What follows is uncharitable and without nuance, as was much of what Roman apologists wrote about the Church of England, and yet the point is that Jewel believed that the failure of the Roman Church lies in its unwillingness to submit to the witness of scripture and antiquity that seemed plain to him to be expressed in the formularies of his own church. In other words, the problem with Roman Catholicism is that it is not Anglican.
Lest we get the idea that this sort of thing only cuts in one direction, Richard Hooker’s criticism of Calvinist Puritanism provides us with a sound counter example. Hooker celebrated John Calvin, but found that the English followers of the school of Geneva were unable to receive what was good in Calvin’s theology into their own practice, particularly when it comes to orders in the Church. Though Hooker does not wish to be against Calvin, he does criticize the way in which Calvin’s teaching has led the Puritans to be unwilling to accept the possibility of Catholic orders in the Church, thereby placing them at odds with the Church of England. “That which Calvin did for the establishment of his discipline,” says Hooker, “seemeth more commendable than that which he taught for the countenancing of it established.” Furthermore, Hooker does not believe that the Puritans can show from scripture or even from Calvin himself that the laity ought to be involved in decisions of excommunication rather than the bishops and clergy alone (Laws of Ecclesiastical Polity, Preface, II.7). And as we talked about a few weeks ago in examining the Anglican approach to scripture, Hooker is very clear that the Puritan form of the Calvinist approach to scripture, however well intentioned, is decidedly false:
Two opinions therefore there are concerning sufficiency of Holy Scripture, each extremely opposite unto the other, and both repugnant unto truth… [Puritan Calvinists] grow likewise unto a dangerous extremity, as if Scripture did not only contain all things in that kind necessary [ie, all things necessary to salvation], but all things simply, and in such sort that to do any thing according to any other law were not only unnecessary but even opposite unto salvation, unlawful and sinful. Whatsoever is spoken of God or things appertaining of God other than as the truth is, though it seems an honour it is an injury… We must likewise take great heed, lest in attributing unto Scripture more than it can have, the incredibility of that do cause even those things which it hath most abundantly to be less reverently esteemed. (Ibid, Book II, Chapter VIII.7)

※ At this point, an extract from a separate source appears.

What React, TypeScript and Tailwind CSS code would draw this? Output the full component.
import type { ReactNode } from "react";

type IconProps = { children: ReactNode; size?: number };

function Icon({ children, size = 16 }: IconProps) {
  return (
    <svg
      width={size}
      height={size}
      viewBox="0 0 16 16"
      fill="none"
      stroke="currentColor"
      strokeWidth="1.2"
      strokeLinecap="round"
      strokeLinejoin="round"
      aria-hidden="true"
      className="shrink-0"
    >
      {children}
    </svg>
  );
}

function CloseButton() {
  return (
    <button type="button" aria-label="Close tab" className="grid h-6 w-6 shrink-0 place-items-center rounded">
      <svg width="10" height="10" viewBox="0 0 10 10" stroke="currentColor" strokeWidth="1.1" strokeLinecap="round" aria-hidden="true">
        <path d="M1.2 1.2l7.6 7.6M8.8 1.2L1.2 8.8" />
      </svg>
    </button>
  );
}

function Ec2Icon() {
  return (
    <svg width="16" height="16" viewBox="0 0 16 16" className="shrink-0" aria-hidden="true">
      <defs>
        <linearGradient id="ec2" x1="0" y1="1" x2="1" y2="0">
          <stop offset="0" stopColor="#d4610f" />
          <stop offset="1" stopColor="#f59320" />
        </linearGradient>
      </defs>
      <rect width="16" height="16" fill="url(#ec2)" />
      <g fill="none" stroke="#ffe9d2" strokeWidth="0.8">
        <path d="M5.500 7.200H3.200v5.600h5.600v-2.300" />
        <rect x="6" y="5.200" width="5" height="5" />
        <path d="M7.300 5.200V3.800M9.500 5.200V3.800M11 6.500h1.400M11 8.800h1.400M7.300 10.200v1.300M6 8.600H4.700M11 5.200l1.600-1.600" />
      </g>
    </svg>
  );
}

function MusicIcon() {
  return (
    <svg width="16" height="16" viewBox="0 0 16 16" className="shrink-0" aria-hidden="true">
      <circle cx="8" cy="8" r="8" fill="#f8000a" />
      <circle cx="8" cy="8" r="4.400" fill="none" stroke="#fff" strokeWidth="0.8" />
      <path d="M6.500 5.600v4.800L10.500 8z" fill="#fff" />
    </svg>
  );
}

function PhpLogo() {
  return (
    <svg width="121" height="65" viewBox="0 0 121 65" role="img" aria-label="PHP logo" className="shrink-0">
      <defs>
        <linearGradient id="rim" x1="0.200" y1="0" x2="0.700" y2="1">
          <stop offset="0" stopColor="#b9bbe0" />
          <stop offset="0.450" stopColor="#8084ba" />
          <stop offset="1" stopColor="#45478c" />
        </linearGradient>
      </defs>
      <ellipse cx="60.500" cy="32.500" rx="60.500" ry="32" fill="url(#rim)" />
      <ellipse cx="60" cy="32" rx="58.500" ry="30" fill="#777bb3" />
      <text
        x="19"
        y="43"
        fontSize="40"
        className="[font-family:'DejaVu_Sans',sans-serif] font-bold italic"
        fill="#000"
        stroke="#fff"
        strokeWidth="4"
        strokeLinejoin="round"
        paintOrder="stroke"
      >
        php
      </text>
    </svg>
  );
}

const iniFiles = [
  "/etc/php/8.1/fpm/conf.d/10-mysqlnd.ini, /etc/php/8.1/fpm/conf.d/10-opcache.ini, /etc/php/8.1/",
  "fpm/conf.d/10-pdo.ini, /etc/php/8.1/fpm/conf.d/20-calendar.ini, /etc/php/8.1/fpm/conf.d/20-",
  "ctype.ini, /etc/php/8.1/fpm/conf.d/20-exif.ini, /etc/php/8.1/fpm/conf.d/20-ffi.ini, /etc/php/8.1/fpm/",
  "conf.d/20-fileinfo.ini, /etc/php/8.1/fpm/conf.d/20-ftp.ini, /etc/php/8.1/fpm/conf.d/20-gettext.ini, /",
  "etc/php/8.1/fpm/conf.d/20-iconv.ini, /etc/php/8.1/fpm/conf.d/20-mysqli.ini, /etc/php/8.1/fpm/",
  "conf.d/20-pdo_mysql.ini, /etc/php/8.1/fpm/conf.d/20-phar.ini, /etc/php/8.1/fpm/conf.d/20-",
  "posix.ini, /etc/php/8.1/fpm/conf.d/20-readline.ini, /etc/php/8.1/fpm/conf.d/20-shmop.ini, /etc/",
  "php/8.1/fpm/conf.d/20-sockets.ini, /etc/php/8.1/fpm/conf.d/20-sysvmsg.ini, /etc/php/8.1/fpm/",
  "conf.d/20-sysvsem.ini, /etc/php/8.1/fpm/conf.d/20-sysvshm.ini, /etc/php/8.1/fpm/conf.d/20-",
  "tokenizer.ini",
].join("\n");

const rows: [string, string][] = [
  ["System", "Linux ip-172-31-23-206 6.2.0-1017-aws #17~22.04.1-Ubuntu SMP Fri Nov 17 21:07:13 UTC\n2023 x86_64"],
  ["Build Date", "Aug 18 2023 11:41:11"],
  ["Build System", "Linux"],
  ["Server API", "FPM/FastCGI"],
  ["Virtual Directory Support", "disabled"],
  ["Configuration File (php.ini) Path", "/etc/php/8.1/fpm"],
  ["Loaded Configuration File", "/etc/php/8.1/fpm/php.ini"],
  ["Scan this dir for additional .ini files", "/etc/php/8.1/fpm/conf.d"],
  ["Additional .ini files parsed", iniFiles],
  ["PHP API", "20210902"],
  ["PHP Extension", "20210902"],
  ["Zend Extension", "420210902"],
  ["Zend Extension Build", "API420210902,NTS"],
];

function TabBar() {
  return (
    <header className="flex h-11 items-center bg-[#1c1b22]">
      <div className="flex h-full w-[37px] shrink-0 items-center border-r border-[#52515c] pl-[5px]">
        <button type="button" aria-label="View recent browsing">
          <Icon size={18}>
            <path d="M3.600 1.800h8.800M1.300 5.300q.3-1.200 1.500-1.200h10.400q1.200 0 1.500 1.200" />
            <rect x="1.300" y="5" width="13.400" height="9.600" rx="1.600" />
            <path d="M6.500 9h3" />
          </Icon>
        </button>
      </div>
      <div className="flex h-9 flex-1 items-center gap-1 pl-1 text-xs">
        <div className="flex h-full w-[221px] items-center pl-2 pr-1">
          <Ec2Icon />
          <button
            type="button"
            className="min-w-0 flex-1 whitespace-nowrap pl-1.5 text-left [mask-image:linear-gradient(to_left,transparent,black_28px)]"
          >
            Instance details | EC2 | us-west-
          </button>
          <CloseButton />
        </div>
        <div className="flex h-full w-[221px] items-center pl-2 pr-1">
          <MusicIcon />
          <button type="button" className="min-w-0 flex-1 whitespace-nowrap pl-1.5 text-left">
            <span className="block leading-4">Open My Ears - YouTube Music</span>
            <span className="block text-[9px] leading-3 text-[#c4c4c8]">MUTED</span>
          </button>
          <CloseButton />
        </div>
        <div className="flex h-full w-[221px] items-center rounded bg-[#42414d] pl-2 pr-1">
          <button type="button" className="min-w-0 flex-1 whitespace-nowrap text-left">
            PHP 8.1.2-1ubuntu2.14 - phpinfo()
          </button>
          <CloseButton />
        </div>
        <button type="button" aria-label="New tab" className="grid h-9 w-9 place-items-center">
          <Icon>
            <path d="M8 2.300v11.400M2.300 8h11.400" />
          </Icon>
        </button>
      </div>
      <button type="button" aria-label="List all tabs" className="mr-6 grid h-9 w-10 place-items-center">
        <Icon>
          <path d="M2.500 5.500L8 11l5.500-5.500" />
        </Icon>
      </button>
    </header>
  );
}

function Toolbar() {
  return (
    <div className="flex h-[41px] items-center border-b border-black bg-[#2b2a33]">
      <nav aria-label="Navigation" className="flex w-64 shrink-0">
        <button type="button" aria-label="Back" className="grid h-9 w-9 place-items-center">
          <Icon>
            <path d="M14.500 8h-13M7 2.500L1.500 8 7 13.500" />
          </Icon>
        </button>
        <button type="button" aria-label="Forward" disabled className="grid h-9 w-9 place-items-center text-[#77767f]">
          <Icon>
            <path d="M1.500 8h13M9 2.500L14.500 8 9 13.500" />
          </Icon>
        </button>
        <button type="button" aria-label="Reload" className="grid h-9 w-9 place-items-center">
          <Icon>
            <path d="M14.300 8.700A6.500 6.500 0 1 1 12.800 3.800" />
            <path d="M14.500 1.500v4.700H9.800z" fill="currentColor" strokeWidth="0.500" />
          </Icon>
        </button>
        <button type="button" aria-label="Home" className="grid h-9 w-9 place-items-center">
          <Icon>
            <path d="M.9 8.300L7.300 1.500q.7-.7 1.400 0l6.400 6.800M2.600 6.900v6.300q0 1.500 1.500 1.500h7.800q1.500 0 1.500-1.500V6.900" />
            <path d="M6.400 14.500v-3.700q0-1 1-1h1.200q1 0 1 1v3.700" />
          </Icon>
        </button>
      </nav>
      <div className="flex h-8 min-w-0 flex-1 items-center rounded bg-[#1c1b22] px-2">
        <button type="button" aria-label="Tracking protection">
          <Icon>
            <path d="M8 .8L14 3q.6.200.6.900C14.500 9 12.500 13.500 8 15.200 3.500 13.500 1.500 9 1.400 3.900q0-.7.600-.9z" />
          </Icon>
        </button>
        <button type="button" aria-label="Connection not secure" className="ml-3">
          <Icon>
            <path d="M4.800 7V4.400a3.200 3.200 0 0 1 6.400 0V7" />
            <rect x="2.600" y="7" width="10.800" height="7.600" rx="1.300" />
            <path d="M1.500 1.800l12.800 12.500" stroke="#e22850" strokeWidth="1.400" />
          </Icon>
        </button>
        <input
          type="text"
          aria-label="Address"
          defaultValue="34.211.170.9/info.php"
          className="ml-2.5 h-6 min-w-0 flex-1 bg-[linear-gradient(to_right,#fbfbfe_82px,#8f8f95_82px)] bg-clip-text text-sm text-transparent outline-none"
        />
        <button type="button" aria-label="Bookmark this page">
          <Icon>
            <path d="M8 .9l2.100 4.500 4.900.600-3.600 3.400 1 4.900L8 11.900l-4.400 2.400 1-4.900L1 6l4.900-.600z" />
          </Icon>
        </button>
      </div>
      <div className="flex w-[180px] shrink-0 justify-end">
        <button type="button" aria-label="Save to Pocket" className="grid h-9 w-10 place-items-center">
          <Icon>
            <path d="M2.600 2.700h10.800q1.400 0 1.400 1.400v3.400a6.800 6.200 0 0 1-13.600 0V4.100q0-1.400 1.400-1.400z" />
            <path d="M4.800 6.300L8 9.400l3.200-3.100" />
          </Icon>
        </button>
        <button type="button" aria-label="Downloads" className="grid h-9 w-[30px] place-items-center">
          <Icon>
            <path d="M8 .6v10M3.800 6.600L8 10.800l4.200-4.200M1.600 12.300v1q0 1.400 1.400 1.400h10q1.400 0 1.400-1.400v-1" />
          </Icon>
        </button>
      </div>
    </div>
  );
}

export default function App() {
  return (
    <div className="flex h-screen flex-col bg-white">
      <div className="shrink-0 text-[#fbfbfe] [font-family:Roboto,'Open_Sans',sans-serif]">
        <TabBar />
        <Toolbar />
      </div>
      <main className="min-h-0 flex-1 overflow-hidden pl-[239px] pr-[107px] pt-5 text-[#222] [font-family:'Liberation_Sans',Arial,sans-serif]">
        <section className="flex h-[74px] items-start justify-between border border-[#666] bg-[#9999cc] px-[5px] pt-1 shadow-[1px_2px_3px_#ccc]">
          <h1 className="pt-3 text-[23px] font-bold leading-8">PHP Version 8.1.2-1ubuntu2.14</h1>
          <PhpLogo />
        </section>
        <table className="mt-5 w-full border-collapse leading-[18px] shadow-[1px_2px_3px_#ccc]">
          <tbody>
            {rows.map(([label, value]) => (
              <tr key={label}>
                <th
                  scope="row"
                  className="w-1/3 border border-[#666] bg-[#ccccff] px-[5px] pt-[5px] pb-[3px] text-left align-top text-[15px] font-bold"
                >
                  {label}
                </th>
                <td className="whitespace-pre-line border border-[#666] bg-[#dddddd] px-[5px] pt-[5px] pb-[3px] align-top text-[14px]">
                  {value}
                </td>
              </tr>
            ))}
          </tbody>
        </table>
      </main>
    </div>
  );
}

Hooker does not deny that the Puritans are Christians who will receive salvation through their faith. Nevertheless, he is plain in saying that they are wrong in the way that they approach scripture and that his way, which represents what he believes to be the doctrine of the Church of England, is superior.
The Anglican Cypher
So why the reticence today amongst Anglicans to make positive, exclusive claims about what our tradition has to offer? As I mentioned above, I think that part of the problem lies in the fact that many Anglicans see themselves as something else first and Anglican second. This runs up and down the churchmanship divide. I have known Anglo-Catholics who see Anglicanism merely as an anomalous historical reality into which an otherwise pristine (and usually pre-Vatican II) Roman Catholic ethos can be poured. I have also known Anglican Evangelicals who are not at all convinced of the distinctives of the Anglican tradition and see it rather as simply “a good pond to fish from.” In either case, we have gotten used to using Anglicanism for our own ends rather than accepting it as authoritative in its own right.

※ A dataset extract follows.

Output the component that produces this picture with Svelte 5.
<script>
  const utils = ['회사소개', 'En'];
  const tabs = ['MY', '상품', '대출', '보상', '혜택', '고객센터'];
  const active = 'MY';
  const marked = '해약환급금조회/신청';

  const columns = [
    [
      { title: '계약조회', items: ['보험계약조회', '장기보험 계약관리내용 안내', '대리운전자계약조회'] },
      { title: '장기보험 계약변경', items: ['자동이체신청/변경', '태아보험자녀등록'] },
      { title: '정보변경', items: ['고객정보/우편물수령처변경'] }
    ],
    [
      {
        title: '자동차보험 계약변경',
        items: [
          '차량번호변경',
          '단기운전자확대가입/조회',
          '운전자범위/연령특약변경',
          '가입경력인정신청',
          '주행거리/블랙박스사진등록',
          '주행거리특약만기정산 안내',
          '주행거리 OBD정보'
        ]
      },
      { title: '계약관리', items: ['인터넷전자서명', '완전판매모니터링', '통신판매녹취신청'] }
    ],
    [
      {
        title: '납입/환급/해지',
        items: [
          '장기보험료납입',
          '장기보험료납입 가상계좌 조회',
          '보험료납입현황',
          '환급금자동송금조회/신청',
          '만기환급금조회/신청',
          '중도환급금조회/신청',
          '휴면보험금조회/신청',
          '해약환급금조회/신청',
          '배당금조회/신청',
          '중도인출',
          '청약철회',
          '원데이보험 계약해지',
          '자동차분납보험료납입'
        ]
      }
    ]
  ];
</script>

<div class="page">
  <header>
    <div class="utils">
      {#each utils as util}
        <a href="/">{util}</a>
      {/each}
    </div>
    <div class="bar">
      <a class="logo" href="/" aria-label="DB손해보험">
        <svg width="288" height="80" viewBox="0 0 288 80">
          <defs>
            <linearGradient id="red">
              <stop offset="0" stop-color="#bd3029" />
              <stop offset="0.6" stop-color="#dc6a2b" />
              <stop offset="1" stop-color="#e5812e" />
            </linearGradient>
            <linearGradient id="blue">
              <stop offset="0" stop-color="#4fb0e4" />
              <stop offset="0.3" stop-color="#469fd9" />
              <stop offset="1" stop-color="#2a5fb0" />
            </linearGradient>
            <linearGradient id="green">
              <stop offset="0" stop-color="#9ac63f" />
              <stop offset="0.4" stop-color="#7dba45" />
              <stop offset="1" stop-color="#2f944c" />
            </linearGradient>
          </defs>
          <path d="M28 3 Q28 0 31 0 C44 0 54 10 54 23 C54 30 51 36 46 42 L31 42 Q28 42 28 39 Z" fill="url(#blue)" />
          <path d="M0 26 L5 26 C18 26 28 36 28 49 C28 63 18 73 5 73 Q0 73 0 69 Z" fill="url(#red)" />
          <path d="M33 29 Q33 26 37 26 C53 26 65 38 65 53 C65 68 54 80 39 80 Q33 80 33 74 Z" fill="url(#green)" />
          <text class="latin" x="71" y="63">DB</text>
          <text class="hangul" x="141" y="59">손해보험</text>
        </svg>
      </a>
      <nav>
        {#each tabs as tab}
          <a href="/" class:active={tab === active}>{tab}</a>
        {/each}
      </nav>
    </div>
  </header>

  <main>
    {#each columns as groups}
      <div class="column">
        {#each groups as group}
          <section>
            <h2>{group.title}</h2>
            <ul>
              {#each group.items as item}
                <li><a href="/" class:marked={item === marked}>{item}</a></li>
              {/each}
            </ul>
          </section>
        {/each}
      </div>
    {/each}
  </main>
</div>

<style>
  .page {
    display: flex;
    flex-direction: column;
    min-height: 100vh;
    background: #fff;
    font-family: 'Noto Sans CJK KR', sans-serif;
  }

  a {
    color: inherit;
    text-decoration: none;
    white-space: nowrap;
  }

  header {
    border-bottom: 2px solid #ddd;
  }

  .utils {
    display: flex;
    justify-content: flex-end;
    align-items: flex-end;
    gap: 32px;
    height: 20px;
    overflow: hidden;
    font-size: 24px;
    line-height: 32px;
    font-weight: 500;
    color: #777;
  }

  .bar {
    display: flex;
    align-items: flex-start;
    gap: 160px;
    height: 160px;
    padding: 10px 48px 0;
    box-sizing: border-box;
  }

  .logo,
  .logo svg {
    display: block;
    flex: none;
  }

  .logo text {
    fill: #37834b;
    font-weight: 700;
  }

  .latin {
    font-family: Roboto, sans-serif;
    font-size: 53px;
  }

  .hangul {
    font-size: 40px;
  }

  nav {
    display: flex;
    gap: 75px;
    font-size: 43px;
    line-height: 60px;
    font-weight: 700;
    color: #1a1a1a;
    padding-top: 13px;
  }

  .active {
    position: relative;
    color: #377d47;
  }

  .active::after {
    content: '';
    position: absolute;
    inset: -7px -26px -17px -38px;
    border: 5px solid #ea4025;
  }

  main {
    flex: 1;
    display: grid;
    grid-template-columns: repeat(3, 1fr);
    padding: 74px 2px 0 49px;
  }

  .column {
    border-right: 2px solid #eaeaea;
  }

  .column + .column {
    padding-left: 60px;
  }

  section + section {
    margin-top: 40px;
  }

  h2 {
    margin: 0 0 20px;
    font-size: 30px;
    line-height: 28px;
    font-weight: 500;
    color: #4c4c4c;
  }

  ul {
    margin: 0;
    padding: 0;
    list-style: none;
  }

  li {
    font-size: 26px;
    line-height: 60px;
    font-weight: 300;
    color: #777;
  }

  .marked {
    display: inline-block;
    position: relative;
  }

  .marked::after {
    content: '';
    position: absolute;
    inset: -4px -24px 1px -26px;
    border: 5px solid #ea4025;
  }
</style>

In the nineteenth century (perhaps even earlier), this openness led to the development of the Evangelical and Anglo-Catholic movements within Anglicanism, both of which have antecedents in the Anglicanism of yester-year but neither of which are exactly like what came before. In many ways, Anglo-Catholicism shares more in common with other Catholic traditions than it does with historic Anglicanism. Likewise, Anglican Evangelicalism has taken on elements, particularly in its charismatic expression, that place it more in line with Baptist and Pentecostal theology than with even the most Protestant strands of classical Anglicanism. There is much that these two voices have contributed to Anglicanism, and I don’t want to detract from that in the slightest. In many ways, we are better off for these developments. Still, it has to be said that allowing these movements to develop without balance from the wider tradition has led in the twentieth and twenty-first centuries to the disintegration of Anglican identity, which in turn has allowed an equally unbalanced liberalism to take advantage. If Anglicanism is everything, than it is also nothing.
Proclaiming the Truth
If Anglicanism is going to survive–indeed, if it is worth saving it at all–than we must not only re-discover and submit to the core tenets of Anglican theology but we must celebrate it. We must be willing to make bold claims again. The chief element in this recovery, it seems to me, will be reaffirming the magisterial office of the Book of Common Prayer, acknowledging that if what we pray determines what we believe than we really ought to be praying the same thing, consistently, throughout the world and throughout time, even if we imbue that prayer with some local variation in terms of non-essential details such as the style of instruments or the architecture of church buildings.
If all of this sounds dreadfully uncharitable to other Christians, I do not mean it to be. We have a great deal to learn from our friends in other Christian traditions, and we should never assume an attitude of triumphalism or a position of gnostic pride, that we posess the truth that everyone else cannot have access to except through us. All that we teach and practice is available to all Christians, with or without the Anglican label. Anglicanism has never claimed to be more than mere Christianity in its essence. But if it is true that Anglicanism delivers mere Christianity, than it also must be true that where other traditions deviate from that mere Christianity they are in error. Either Anglicanism gives us the true faith that it is worth fighting for, or else it is a false religion that deserves to be displaced by other things. And if it is true, than we had better get ourselves a heck of a lot more excited about it.